• **Written request**: Scan the material for the word "React", and copy each line where it shows up.

********************

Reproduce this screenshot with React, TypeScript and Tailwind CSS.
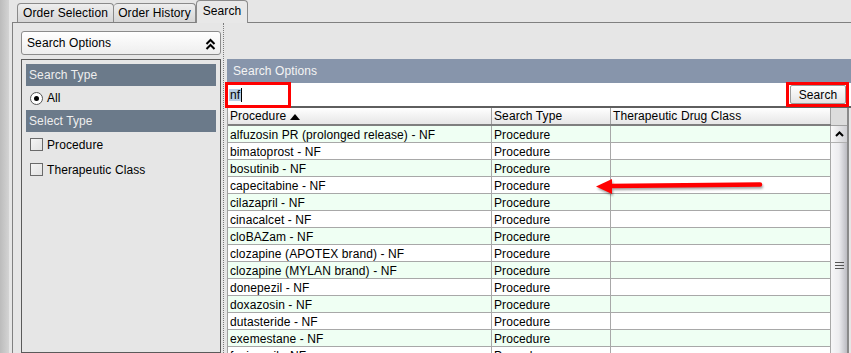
import React from 'react';

const rows = [
  'alfuzosin PR (prolonged release) - NF',
  'bimatoprost - NF',
  'bosutinib - NF',
  'capecitabine - NF',
  'cilazapril - NF',
  'cinacalcet - NF',
  'cloBAZam - NF',
  'clozapine (APOTEX brand) - NF',
  'clozapine (MYLAN brand) - NF',
  'donepezil - NF',
  'doxazosin - NF',
  'dutasteride - NF',
  'exemestane - NF',
  'fosinopril - NF',
];

const SectionBar: React.FC<{ label: string }> = ({ label }) => (
  <div className="h-[22px] bg-[#6b7a8a] text-[#eeeeee] flex items-center pl-[3px]">{label}</div>
);

const Checkbox: React.FC<{ label: string }> = ({ label }) => (
  <div className="h-[25px] flex items-center pl-[4px] gap-[4px]">
    <div className="w-[13px] h-[13px] border border-[#6a6a6a] bg-gradient-to-br from-[#f4f4f4] to-[#e2e2e2]" />
    <span>{label}</span>
  </div>
);

const App: React.FC = () => {
  return (
    <div
      className="w-[851px] h-[353px] overflow-hidden bg-[#e6e6e6] flex relative text-[12px] tracking-[0.1px] text-black leading-none"
      style={{ fontFamily: '"Liberation Sans", Arial, sans-serif' }}
    >
      <div className="w-[9px] shrink-0 bg-gradient-to-r from-[#bcbcbc] to-[#d4d4d4]" />

      <div className="flex-1 flex flex-col min-w-0">
        {/* tabs */}
        <div className="h-[22px] shrink-0 flex items-end pl-[8px]">
          <div className="h-[19px] w-[97px] flex items-center justify-center border border-b-0 border-[#8a8a8a] rounded-t-[4px] bg-gradient-to-b from-[#eeeeee] to-[#d6d6d6]">
            Order Selection
          </div>
          <div className="h-[19px] w-[82px] flex items-center justify-center border border-l-0 border-b-0 border-[#8a8a8a] rounded-t-[4px] bg-gradient-to-b from-[#eeeeee] to-[#d6d6d6]">
            Order History
          </div>
          <div className="h-[23px] w-[52px] -mb-px relative z-10 flex items-center justify-center border border-b-0 border-[#8a8a8a] rounded-t-[4px] bg-[#e8e8e8] pb-[2px]">
            Search
          </div>
        </div>

        {/* tab panel */}
        <div className="flex-1 ml-[3px] border-l border-t border-[#808080] flex min-h-0">
          {/* left column */}
          <div className="w-[208px] shrink-0 pl-[8px] pt-[8px] flex flex-col">
            <div className="h-[24px] border border-[#8c8c8c] rounded-[3px] bg-gradient-to-b from-[#ffffff] to-[#eeeeee] flex items-center justify-between pl-[5px] pr-[4px]">
              <span>Search Options</span>
              <svg width="11" height="12" viewBox="0 0 11 12" className="mt-[1px]">
                <polyline points="1.5,6 5.5,2 9.5,6" fill="none" stroke="#000" strokeWidth="2" />
                <polyline points="1.5,11 5.5,7 9.5,11" fill="none" stroke="#000" strokeWidth="2" />
              </svg>
            </div>
            <div className="mt-[4px] flex-1 border border-[#5a5a5a] px-[4px] pt-[4px]">
              <SectionBar label="Search Type" />
              <div className="h-[24px] flex items-center pl-[4px] gap-[4px]">
                <div className="w-[13px] h-[13px] rounded-full border border-[#555] bg-white flex items-center justify-center">
                  <div className="w-[5px] h-[5px] rounded-full bg-black" />
                </div>
                <span>All</span>
              </div>
              <SectionBar label="Select Type" />
              <Checkbox label="Procedure" />
              <Checkbox label="Therapeutic Class" />
            </div>
          </div>

          {/* divider */}
          <div className="ml-[2px] w-px border-l border-dotted border-[#7a7a7a]" />

          {/* right column */}
          <div className="ml-[2px] flex-1 pt-[36px] flex flex-col min-w-0">
            <div className="ml-[1px] h-[24px] bg-[#8795ab] text-[#f4f4f4] flex items-center pl-[6px]">
              Search Options
            </div>
            <div className="ml-[1px] h-[25px] bg-white border-b-2 border-[#5e5e5e] flex items-start justify-between">
              <div className="ml-[2px] mt-[4px] h-[15px] flex items-center">
                <span className="bg-[#b8cfe5] px-px">nf</span>
                <div className="w-px h-[14px] bg-black" />
              </div>
              <div className="mt-[2px] mr-[5px] w-[56px] h-[19px] border border-[#9a9a9a] rounded-[2px] bg-gradient-to-b from-[#ffffff] to-[#e4e4e4] flex items-center justify-center">
                Search
              </div>
            </div>

            <div className="flex flex-1 min-h-0">
              <div className="w-[604px] shrink-0 ml-[1px] border-l border-[#a0a0a0] flex flex-col">
                <div className="h-[18px] flex border-b-2 border-[#7e7e7e] bg-gradient-to-b from-[#ffffff] to-[#e6e6e6] shrink-0">
                  <div className="w-[264px] border-r border-[#a0a0a0] flex items-center pl-[2px] gap-[4px]">
                    <span>Procedure</span>
                    <svg width="10" height="7" viewBox="0 0 10 7">
                      <polygon points="0,7 5,1 10,7" fill="#000" />
                    </svg>
                  </div>
                  <div className="w-[119px] border-r border-[#a0a0a0] flex items-center pl-[2px]">Search Type</div>
                  <div className="w-[220px] border-r border-[#a0a0a0] flex items-center pl-[2px]">Therapeutic Drug Class</div>
                </div>
                {rows.map((r, i) => (
                  <div
                    key={r}
                    className={`h-[17px] shrink-0 flex border-b border-[#a8a8a8] ${i % 2 === 0 ? 'bg-[#effff3]' : 'bg-white'}`}
                  >
                    <div className="w-[264px] border-r border-[#a8a8a8] flex items-center pl-[2px] pt-px whitespace-nowrap">{r}</div>
                    <div className="w-[119px] border-r border-[#a8a8a8] flex items-center pl-[2px] pt-px">Procedure</div>
                    <div className="w-[220px] border-r border-[#a8a8a8]" />
                  </div>
                ))}
              </div>

              {/* scrollbar */}
              <div className="w-[16px] shrink-0 flex flex-col">
                <div className="h-[18px] bg-[#dcdcdc] border-b border-[#a0a0a0]" />
                <div className="h-[17px] bg-gradient-to-r from-[#fafafa] to-[#d0d0d4] border-b border-[#b0b0b0] flex items-center justify-center">
                  <svg width="9" height="6" viewBox="0 0 9 6">
                    <polyline points="1,5 4.5,1.5 8,5" fill="none" stroke="#000" strokeWidth="2" />
                  </svg>
                </div>
                <div className="flex-1 bg-gradient-to-r from-[#f6f6f8] via-[#ececef] to-[#bcbcc2] flex flex-col items-center pt-[119px] gap-[2px]">
                  <div className="w-[9px] h-px bg-[#555]" />
                  <div className="w-[9px] h-px bg-[#555]" />
                  <div className="w-[9px] h-px bg-[#555]" />
                </div>
              </div>
              <div className="w-[2px] shrink-0 bg-[#8a8a8a]" />
            </div>
          </div>
        </div>
      </div>

      {/* annotations */}
      <div className="absolute left-[225px] top-[82px] w-[66px] h-[26px] border-[3px] border-[#ff0000]" />
      <div className="absolute left-[786px] top-[82px] w-[63px] h-[25px] border-[3px] border-[#ff0000]" />
      <svg
        className="absolute left-[590px] top-[171px] drop-shadow-[1px_2px_1px_rgba(0,0,0,0.35)]"
        width="180"
        height="30"
        viewBox="0 0 180 30"
      >
        <line x1="20" y1="15" x2="170" y2="13.5" stroke="#ff0000" strokeWidth="4.5" strokeLinecap="round" />
        <polygon points="6,15.5 22,8 22,23" fill="#ff0000" />
      </svg>
    </div>
  );
};

export default App;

********************

• **Solved exercise**:
Reproduce this screenshot with React, TypeScript and Tailwind CSS.
import React from 'react';
const SectionBar: React.FC<{ label: string }> = ({ label }) => (
const Checkbox: React.FC<{ label: string }> = ({ label }) => (
const App: React.FC = () => {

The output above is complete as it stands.